Yahoo! - still linking to irrelevant articles

Yahoo (@yahoomail) have brought back some of their e-mail services (Yahoo Mail status) ... but they still don’t get the importance of not linking to instructions which make a bad situation worse. Apple users, in particular, may find the help articles they link to less than helpful.
Yahoo has a whole batch of canned help articles that tell users how to fix their problems. A pity that they keep telling people to follow the advice when it makes a bad situation worse.

The problem with canned help articles is that they are a major temptation in a crisis. They look really useful and can help customers out without extra effort, but if they are not spot on for the customer the advice can end up costing more time and effort than they save and squander good will. Canned help is that it is rarely written for a crisis situation, advice written for the setup phase of an account is rarely well suited for dealing with a crisis as circumstance - new accounts don’t carry much risk of damaging existing contents, it is also very hard to distinguish appropriate and inappropriate advice in canned help when trying to deal with a crisis.

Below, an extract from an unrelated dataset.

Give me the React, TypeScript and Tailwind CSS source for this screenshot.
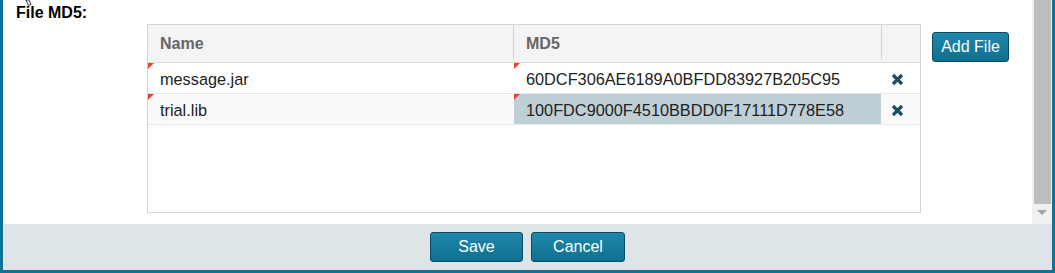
import React from "react";

const rows = [
  { name: "message.jar", md5: "60DCF306AE6189A0BFDD83927B205C95", selected: false },
  { name: "trial.lib", md5: "100FDC9000F4510BBDD0F17111D778E58", selected: true },
];

function Dirty() {
  return <span className="absolute left-0 top-0 w-0 h-0 border-t-[6px] border-r-[6px] border-t-[#e2462e] border-r-transparent" />;
}

function RemoveIcon() {
  return (
    <svg width="13" height="13" viewBox="0 0 13 13">
      <path d="M2 2 L11 11 M11 2 L2 11" stroke="#1d4e5e" strokeWidth="3.2" />
    </svg>
  );
}

function Btn({ label, w }: { label: string; w: string }) {
  return (
    <button className={`${w} h-[30px] rounded-[3px] border border-[#0b4c64] bg-gradient-to-b from-[#1f88aa] to-[#0f6f90] text-white text-[16px]`}>
      {label}
    </button>
  );
}

export default function App() {
  return (
    <div className="w-[1055px] h-[273px] flex flex-col border-l-[3px] border-r-[3px] border-b-[3px] border-[#0f7398] bg-white font-['Liberation_Sans',Arial,sans-serif] text-[16px] text-[#222]">
      <div className="flex h-[224px]">
        <div className="relative flex-1 overflow-hidden pt-[4px]">
          <svg className="absolute left-[19px] top-0" width="12" height="8" viewBox="0 0 12 8">
            <path d="M4 0 L6.5 5.5 L9 4.5 L7 0 Z" fill="white" stroke="black" strokeWidth="0.8" />
          </svg>
          <div className="pl-[13px] font-bold text-black leading-[18px]">File MD5:</div>
          <div className="flex items-start ml-[144px] mt-[2px] gap-[11px]">
            <div className="w-[774px] h-[189px] border border-[#d4d4d4]">
              <div className="flex h-[38px] bg-[#f4f4f4] border-b border-[#dcdcdc] font-bold text-[#666]">
                <div className="w-[366px] flex items-center pl-[12px] border-r border-[#d0d0d0] h-[34px] pt-[4px]">Name</div>
                <div className="w-[368px] flex items-center pl-[12px] border-r border-[#d0d0d0] h-[34px] pt-[4px]">MD5</div>
                <div className="flex-1" />
              </div>
              {rows.map((r, i) => (
                <div key={r.name} className={`flex h-[31px] border-b border-[#e6e6e6] text-[16.3px] ${i % 2 ? "bg-[#fafafa]" : "bg-white"}`}>
                  <div className="relative w-[366px] flex items-center pl-[12px] pt-[2px]">
                    <Dirty />
                    {r.name}
                  </div>
                  <div className={`relative w-[367px] flex items-center pl-[12px] pt-[2px] ${r.selected ? "bg-[#bfcfd6]" : ""}`}>
                    <Dirty />
                    {r.md5}
                  </div>
                  <div className="flex-1 flex items-center pl-[10px] pt-[2px]">
                    <RemoveIcon />
                  </div>
                </div>
              ))}
            </div>
            <div className="mt-[8px]">
              <Btn label="Add File" w="w-[77px]" />
            </div>
          </div>
        </div>
        <div className="w-[20px] bg-[#f0f0f0] flex flex-col items-center">
          <div className="w-[17px] h-[204px] bg-[#bdbdbd] ml-[1px]" />
          <div className="mt-[6px] w-0 h-0 border-l-[5px] border-r-[5px] border-t-[5px] border-l-transparent border-r-transparent border-t-[#a3a3a3]" />
        </div>
      </div>
      <div className="h-[46px] bg-[#dde5e6] flex items-center justify-center gap-[8px]">
        <Btn label="Save" w="w-[93px]" />
        <Btn label="Cancel" w="w-[94px]" />
      </div>
    </div>
  );
}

In Yahoo’s current crisis they keep referring users to articles that get them to change their settings ... in spite of the fact that the service isn’t actually working as a result it places the customer in limbo where the service is now broken not only at the provider but on their device.

If you are going to get customers to do things it should actually help, or be phrased in terms of:
  • if this then do this; or,
  • this may or may not be your problem
so that customer can weigh up their own risks in following the advice.

Communication in a crisis is a true test of a companies communication strategy, Yahoo!’s unfortunately still needs work.